When building ParIS+, the design decisions were heavily influenced by the fact that the cost was mainly I/O bounded.  Since MESSI copes with in-memory data series, no CPU cost can be hidden under I/O. Therefore, MESSI required more careful design choices and coordination of the parallel workers. This led to the development of a more subtle design for the construction of the index and on the development of new algorithms for answering similarity search queries on this index.

Botao Peng, Panagiota Fatourou, Themis Palpanas, “SING: Parallel In-Memory Sequence Indexing Using GPU’’, Proceedings of the 37th IEEE International Conference on Data Engineering (ICDE’21), appeared as a poster.

In this work, we propose SING, the first data series index designed to take advantage of Graphics Processing Units (GPUs).

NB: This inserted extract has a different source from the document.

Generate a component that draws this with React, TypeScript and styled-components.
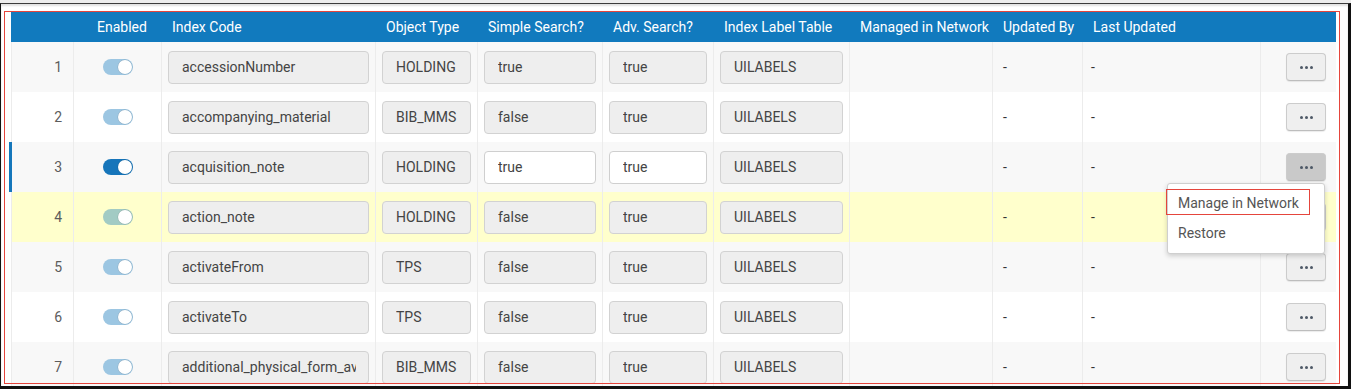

SING is an in-memory index that uses the GPU's parallelization opportunities (as well as SIMD, multi-core and multi-socket), in order to accelerate similarity search.

We conduct an experimental evaluation with several synthetic and real datasets, which shows that SING is up to 5.1x faster than the state-of-the-art parallel in-memory approach, and up to 62x faster than the state-of-the-art parallel serial scan algorithm. SING achieves exact similarity search query times as low as 32msec on 100GB datasets, which enables interactive data exploration on very large data series collections.